-- Start of Stored rows --

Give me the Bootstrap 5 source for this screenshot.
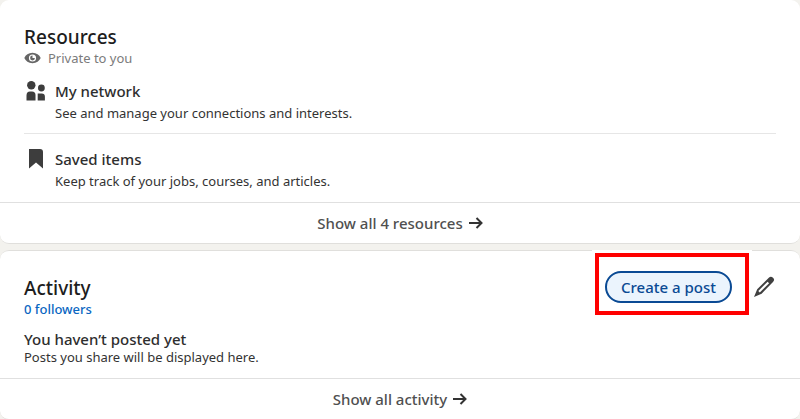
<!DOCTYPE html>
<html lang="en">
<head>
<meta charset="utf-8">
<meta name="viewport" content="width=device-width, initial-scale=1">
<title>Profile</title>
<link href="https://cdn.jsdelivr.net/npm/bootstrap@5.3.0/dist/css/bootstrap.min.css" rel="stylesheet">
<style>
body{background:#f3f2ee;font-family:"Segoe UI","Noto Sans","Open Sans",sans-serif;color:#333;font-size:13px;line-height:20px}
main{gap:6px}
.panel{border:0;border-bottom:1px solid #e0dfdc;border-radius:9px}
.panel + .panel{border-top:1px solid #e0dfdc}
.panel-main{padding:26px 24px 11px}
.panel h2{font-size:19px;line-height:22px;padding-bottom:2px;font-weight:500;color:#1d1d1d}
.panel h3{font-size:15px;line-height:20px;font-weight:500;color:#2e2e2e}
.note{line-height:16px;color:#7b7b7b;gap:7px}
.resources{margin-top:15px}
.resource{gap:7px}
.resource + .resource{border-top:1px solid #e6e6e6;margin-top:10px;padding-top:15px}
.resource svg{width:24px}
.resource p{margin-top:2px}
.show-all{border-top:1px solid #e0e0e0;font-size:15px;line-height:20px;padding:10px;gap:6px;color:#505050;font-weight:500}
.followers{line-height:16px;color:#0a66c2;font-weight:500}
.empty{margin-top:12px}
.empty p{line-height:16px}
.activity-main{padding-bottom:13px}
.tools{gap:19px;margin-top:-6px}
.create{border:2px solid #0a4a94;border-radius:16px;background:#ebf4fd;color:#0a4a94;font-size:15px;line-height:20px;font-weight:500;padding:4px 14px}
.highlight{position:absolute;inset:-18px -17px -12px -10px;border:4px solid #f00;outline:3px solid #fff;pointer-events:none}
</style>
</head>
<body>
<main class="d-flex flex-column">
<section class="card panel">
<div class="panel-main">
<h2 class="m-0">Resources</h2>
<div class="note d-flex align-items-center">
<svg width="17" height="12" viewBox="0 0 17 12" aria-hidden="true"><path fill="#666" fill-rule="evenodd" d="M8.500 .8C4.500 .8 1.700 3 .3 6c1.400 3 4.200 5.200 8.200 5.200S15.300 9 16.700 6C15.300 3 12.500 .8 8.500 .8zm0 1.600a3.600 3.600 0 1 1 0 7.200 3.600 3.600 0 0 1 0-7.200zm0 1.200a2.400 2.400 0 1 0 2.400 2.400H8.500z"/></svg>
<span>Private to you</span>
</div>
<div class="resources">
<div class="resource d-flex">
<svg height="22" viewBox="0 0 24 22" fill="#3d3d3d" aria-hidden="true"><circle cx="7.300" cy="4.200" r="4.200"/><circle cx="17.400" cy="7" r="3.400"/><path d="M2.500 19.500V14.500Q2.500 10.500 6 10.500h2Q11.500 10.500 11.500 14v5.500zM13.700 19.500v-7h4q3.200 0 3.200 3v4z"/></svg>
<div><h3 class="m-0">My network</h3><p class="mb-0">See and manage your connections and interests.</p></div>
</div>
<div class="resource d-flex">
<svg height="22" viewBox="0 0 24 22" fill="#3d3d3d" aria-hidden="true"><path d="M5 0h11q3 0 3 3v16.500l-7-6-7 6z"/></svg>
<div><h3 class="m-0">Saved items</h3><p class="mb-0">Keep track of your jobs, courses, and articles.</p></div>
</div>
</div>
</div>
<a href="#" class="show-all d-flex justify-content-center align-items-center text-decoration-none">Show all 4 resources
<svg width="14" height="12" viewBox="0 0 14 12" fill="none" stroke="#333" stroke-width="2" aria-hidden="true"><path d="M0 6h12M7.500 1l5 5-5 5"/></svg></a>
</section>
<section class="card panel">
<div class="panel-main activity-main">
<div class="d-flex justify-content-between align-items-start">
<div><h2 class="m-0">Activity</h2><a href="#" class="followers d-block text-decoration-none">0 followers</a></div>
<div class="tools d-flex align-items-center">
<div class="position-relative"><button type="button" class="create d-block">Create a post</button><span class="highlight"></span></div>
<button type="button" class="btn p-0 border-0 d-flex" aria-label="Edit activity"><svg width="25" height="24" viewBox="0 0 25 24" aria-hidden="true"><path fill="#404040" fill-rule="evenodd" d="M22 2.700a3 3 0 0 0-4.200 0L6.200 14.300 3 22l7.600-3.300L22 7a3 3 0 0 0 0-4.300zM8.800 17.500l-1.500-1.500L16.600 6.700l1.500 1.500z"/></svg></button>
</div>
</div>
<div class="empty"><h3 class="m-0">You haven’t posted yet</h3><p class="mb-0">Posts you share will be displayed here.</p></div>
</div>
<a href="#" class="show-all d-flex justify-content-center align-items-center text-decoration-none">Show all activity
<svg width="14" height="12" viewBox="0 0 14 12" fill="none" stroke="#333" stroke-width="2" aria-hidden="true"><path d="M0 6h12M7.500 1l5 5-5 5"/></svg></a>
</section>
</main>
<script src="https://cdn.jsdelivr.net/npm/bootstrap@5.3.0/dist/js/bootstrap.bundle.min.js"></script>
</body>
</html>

-- End of Stored rows --
-- Start of Stored rows --

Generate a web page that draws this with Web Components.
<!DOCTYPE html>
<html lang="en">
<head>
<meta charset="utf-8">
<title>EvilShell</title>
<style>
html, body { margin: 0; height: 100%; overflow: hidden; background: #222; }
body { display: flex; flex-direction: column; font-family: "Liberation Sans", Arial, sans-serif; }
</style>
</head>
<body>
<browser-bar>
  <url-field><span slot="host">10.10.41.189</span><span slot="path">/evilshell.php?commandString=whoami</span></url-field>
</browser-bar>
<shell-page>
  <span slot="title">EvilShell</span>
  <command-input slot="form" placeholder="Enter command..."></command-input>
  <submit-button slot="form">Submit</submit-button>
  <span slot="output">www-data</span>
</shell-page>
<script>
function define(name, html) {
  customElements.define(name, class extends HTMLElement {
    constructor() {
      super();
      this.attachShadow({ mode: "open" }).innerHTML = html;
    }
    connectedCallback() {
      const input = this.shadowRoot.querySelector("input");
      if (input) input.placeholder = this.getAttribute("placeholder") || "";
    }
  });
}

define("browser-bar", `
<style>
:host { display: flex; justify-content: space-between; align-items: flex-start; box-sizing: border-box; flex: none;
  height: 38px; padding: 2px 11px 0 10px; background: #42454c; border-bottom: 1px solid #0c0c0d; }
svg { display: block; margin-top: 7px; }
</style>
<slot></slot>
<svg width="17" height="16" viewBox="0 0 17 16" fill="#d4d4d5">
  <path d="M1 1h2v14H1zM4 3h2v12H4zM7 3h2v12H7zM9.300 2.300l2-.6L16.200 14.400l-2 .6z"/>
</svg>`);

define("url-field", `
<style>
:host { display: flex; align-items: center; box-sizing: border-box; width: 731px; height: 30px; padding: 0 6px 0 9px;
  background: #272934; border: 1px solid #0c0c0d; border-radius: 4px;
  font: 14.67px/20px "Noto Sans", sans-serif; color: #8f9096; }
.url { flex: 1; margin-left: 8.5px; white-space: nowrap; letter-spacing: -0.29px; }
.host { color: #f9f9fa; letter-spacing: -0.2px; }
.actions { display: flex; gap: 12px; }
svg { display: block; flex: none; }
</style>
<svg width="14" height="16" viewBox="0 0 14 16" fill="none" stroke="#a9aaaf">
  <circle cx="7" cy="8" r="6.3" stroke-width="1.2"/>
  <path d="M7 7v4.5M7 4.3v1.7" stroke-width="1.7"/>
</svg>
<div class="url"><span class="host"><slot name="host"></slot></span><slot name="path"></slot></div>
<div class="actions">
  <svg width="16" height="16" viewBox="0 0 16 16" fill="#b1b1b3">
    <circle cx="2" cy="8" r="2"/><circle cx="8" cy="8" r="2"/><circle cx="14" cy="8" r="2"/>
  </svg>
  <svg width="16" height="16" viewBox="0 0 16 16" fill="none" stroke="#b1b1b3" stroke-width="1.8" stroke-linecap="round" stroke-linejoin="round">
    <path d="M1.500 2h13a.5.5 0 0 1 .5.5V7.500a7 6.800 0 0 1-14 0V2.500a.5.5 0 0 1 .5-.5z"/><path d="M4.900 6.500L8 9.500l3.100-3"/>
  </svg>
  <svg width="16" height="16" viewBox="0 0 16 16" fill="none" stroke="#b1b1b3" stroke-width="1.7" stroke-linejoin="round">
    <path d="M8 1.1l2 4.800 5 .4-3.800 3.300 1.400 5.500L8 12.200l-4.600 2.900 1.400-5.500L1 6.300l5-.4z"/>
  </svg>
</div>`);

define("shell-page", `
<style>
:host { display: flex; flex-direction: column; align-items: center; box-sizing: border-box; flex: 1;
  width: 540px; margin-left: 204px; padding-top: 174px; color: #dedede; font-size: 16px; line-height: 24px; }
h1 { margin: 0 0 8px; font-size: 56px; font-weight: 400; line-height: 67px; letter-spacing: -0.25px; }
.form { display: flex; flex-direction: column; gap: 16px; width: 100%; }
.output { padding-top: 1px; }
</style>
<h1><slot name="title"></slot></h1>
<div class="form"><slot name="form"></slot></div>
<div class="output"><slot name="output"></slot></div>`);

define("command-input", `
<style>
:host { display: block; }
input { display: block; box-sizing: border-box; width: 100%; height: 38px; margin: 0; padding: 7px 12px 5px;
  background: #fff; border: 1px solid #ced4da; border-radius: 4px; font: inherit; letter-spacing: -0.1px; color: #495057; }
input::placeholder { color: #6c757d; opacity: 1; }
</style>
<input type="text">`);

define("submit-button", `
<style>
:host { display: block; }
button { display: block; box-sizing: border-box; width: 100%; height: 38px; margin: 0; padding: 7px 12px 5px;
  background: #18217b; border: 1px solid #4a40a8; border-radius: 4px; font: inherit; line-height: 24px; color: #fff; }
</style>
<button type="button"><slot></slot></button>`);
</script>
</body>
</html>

-- End of Stored rows --

Directions: Gather all the lines that include the word "page" and copy them out.

Solution to this exercise:
Generate a web page that draws this with Web Components.
<shell-page>
</shell-page>
define("shell-page", `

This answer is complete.